A report by Wired cites another unnamed US official “with knowledge of the situation,” who said that the sources in the Syrian military confirm that the preparations “have gotten to the point where they can load it up on a plane and drop it.”

The Associated Press earlier cited another official who said on condition of anonymity that US intelligence officials had detected activity around several known Syrian chemical weapons sites in recent days.

Concerns about the potential use of chemical weapons in Syria have arisen on the same day the UN announced it is sending all non-essential international staff out of Syria and halting aid missions outside Damascus.

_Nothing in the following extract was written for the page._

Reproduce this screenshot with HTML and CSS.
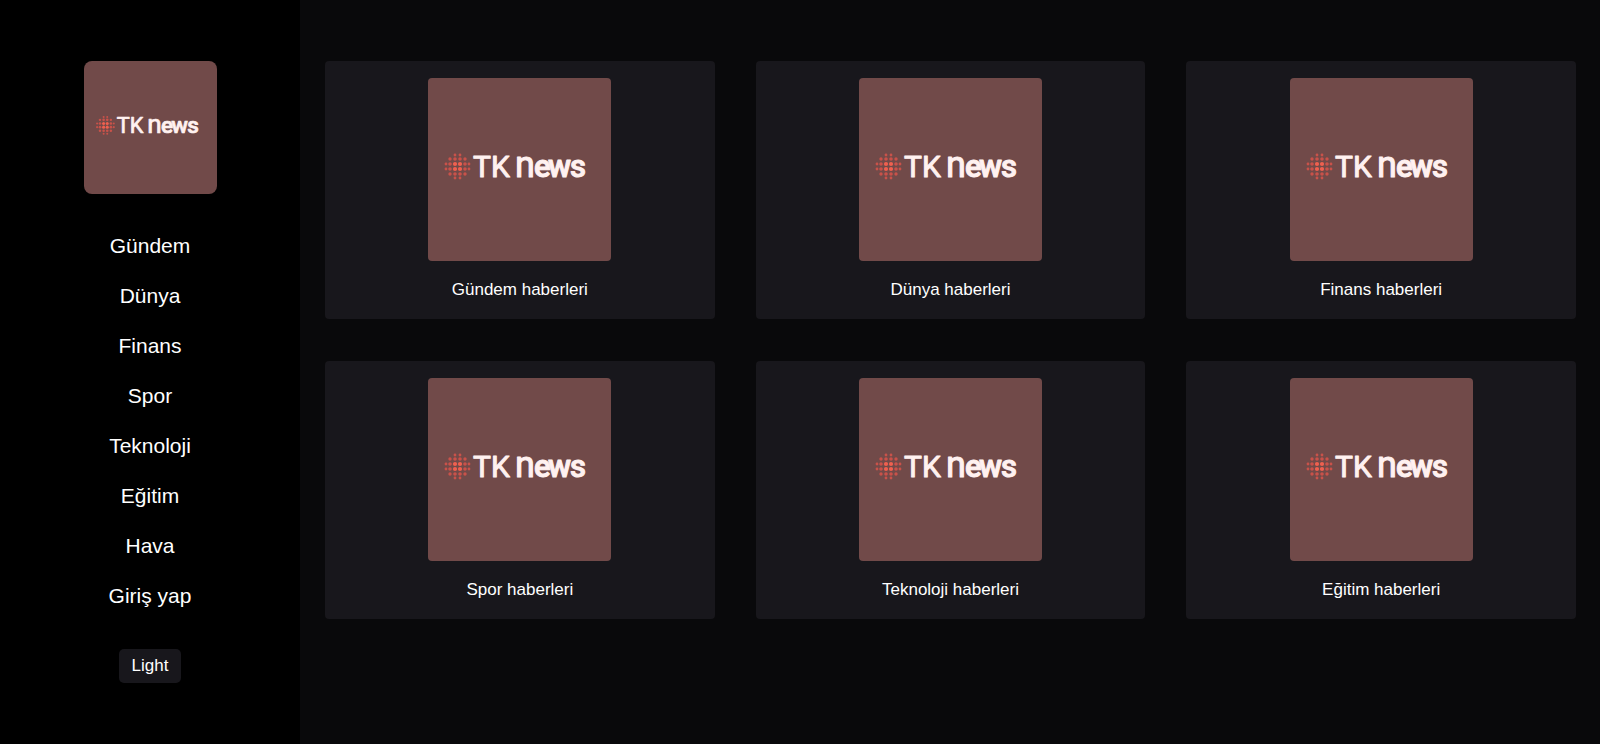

­Pretext for intervention?

This is not the first time unusual movements of stockpiles have been detected in Syria. In September, US Defense Secretary Leon Panetta noted that intelligence said the Syrian government had moved some of its chemical weapons. Panetta though added that this might have been done to safeguard the chemical stockpile against rebel forces.

But this time, some analysts believe, the revived concerns of chemical weapons use might be used as a pretext for a “humanitarian intervention” in Syria.

“This issue of the chemical weapons is useful to prepare the ground for a humanitarian type of intervention which may include some strikes eventually,” political analyst Paolo Raffone told RT. “But mostly I doubt strongly that Western countries would send soldiers on the ground in Syria.”

Government and business consultant Christoph Horstel believes that the main concern of the Syrian government right now is that the opposition fighters, whoever they are, do not lay their hands on the Syrian chemical weapons stockpile.

“What Syria is certainly doing is trying to make sure that no foreign agent, how well equipped ever, can get into the possession of these weapons,” Horstel told RT. “Of course, they are not planning to use them against foreign enemies in their territory. No way. All these things are inventions of foreign and Western propaganda.”

Russia is meanwhile concerned that the militarization of the Syrian conflict is in full swing as large supplies of weapons to the Syrian opposition continue despite an arms embargo against the war-torn country. These supplies include “rather dangerous” arms, such as Stinger missiles, and hamper all efforts which “should be aimed at conciliation, and work with all the opposition groups,” Russia’s Deputy Foreign Minister Mikhail Bogdanov said in an interview with Itar-Tass.

Russian President Vladimir Putin has said that while Russia cannot give any guarantees on the Syrian leader’s intentions, it shares international concern over the humanitarian situation in Syria and the wider region. Putin also added that the possible placing of Patriot missiles along the Syrian border in Turkey will not in any way add to stability in the region.